=== Stored data ===
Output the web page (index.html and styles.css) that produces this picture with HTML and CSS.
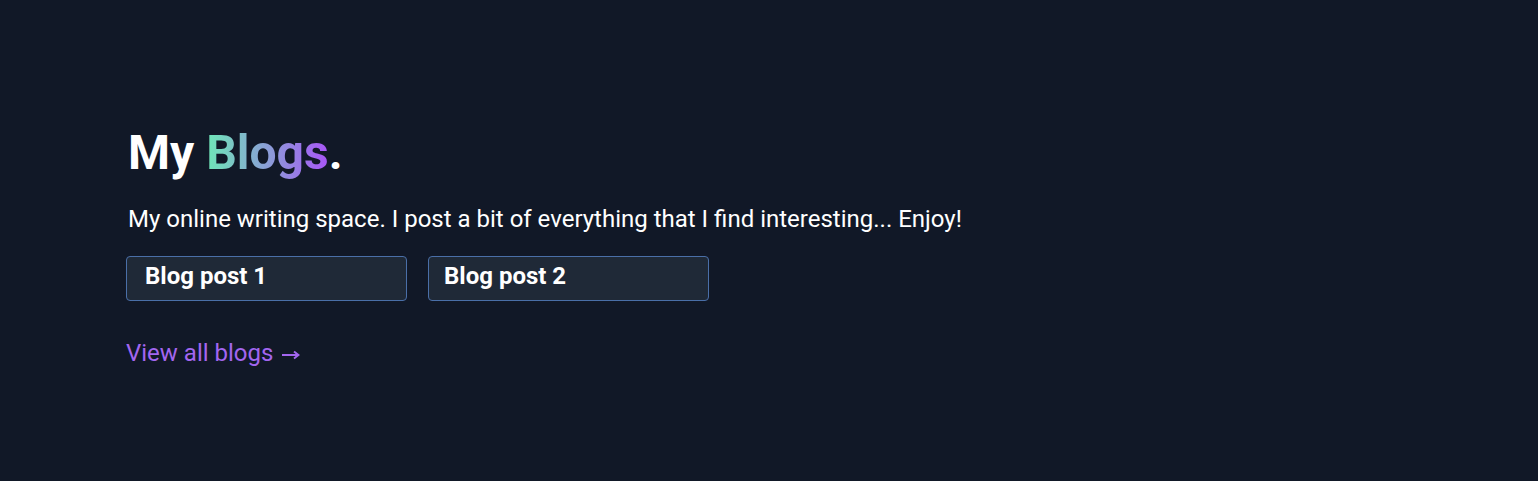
FILE: index.html
```html
<!DOCTYPE html>
<html>
<head>
<meta charset="utf-8">
<link rel="stylesheet" href="styles.css">
</head>
<body>
<main class="page">
  <section class="blogs">
    <h1 class="title">My <span class="grad">Blogs</span>.</h1>
    <p class="lead">My online writing space. I post a bit of everything that I find interesting... Enjoy!</p>
    <div class="cards">
      <a class="card first" href="#">Blog post 1</a>
      <a class="card" href="#">Blog post 2</a>
    </div>
    <a class="more" href="#">View all blogs <svg class="arrow" width="18" height="10" viewBox="0 0 18 10" aria-hidden="true"><path d="M0 5H16M12 1.5L16.5 5L12 8.5" fill="none" stroke="currentColor" stroke-width="2"/></svg></a>
  </section>
</main>
</body>
</html>
```
FILE: styles.css
```css
html, body {
  margin: 0;
  padding: 0;
  background: #111827;
  height: 100%;
}
body {
  font-family: Roboto, "Liberation Sans", sans-serif;
  color: #ffffff;
}
.page {
  padding: 123px 126px 0 126px;
}
.blogs {
  display: flex;
  flex-direction: column;
  align-items: flex-start;
}
.title {
  margin: 0 0 0 2px;
  font-size: 48px;
  font-weight: 700;
  line-height: 60px;
}
.grad {
  background: linear-gradient(90deg, #6ee7b7, #a855f7);
  -webkit-background-clip: text;
  background-clip: text;
  color: transparent;
}
.lead {
  margin: 20px 0 0 2px;
  font-size: 24px;
  line-height: 32px;
}
.cards {
  display: flex;
  gap: 21px;
  margin-top: 21px;
}
.card {
  box-sizing: border-box;
  width: 281px;
  height: 45px;
  padding: 3px 15px 0;
  background: #1f2937;
  border: 1px solid #4a6fa8;
  border-radius: 4px;
  color: #ffffff;
  text-decoration: none;
  font-size: 24px;
  font-weight: 700;
  line-height: 32px;
}
.card.first {
  padding-left: 18px;
}
.more {
  margin-top: 36px;
  color: #a366f0;
  font-size: 24px;
  line-height: 32px;
  text-decoration: none;
}
.arrow {
  margin-left: 3px;
  vertical-align: 1px;
}
```
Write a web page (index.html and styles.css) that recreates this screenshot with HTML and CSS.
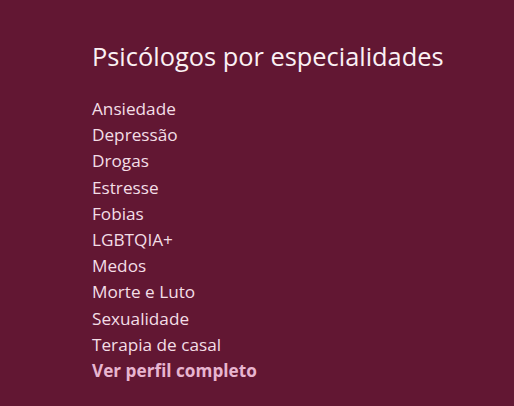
FILE: index.html
```html
<!DOCTYPE html>
<html lang="pt">
<head>
<meta charset="utf-8">
<link rel="stylesheet" href="styles.css">
</head>
<body>
<section class="specialties">
  <h2 class="title">Psicólogos por especialidades</h2>
  <ul class="list">
    <li><a href="#">Ansiedade</a></li>
    <li><a href="#">Depressão</a></li>
    <li><a href="#">Drogas</a></li>
    <li><a href="#">Estresse</a></li>
    <li><a href="#">Fobias</a></li>
    <li><a href="#">LGBTQIA+</a></li>
    <li><a href="#">Medos</a></li>
    <li><a href="#">Morte e Luto</a></li>
    <li><a href="#">Sexualidade</a></li>
    <li><a href="#">Terapia de casal</a></li>
    <li><a href="#" class="more">Ver perfil completo</a></li>
  </ul>
</section>
</body>
</html>
```

FILE: styles.css
```css
html, body {
  margin: 0;
  padding: 0;
  background: #621733;
  height: 100%;
}
.specialties {
  padding: 39px 0 0 92px;
  font-family: "Open Sans", "Liberation Sans", sans-serif;
}
.title {
  margin: 0 0 23px;
  font-size: 25.4px;
  font-weight: 400;
  color: #fbf1f4;
  line-height: 34px;
}
.list {
  list-style: none;
  margin: 0;
  padding: 0;
}
.list li {
  font-size: 17.2px;
  line-height: 26.2px;
}
.list a {
  color: #f3dee6;
  text-decoration: none;
}
.list a.more {
  color: #e8b5d0;
  font-weight: 700;
}
```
===
- **Work to complete**
Pictures aside, set down the lines from the one containing "Write a web" through the end of the records above, exactly and only those.

- **Exercise solution**
Write a web page (index.html and styles.css) that recreates this screenshot with HTML and CSS.
FILE: index.html
```html
<!DOCTYPE html>
<html lang="pt">
<head>
<meta charset="utf-8">
<link rel="stylesheet" href="styles.css">
</head>
<body>
<section class="specialties">
  <h2 class="title">Psicólogos por especialidades</h2>
  <ul class="list">
    <li><a href="#">Ansiedade</a></li>
    <li><a href="#">Depressão</a></li>
    <li><a href="#">Drogas</a></li>
    <li><a href="#">Estresse</a></li>
    <li><a href="#">Fobias</a></li>
    <li><a href="#">LGBTQIA+</a></li>
    <li><a href="#">Medos</a></li>
    <li><a href="#">Morte e Luto</a></li>
    <li><a href="#">Sexualidade</a></li>
    <li><a href="#">Terapia de casal</a></li>
    <li><a href="#" class="more">Ver perfil completo</a></li>
  </ul>
</section>
</body>
</html>
```

FILE: styles.css
```css
html, body {
  margin: 0;
  padding: 0;
  background: #621733;
  height: 100%;
}
.specialties {
  padding: 39px 0 0 92px;
  font-family: "Open Sans", "Liberation Sans", sans-serif;
}
.title {
  margin: 0 0 23px;
  font-size: 25.4px;
  font-weight: 400;
  color: #fbf1f4;
  line-height: 34px;
}
.list {
  list-style: none;
  margin: 0;
  padding: 0;
}
.list li {
  font-size: 17.2px;
  line-height: 26.2px;
}
.list a {
  color: #f3dee6;
  text-decoration: none;
}
.list a.more {
  color: #e8b5d0;
  font-weight: 700;
}
```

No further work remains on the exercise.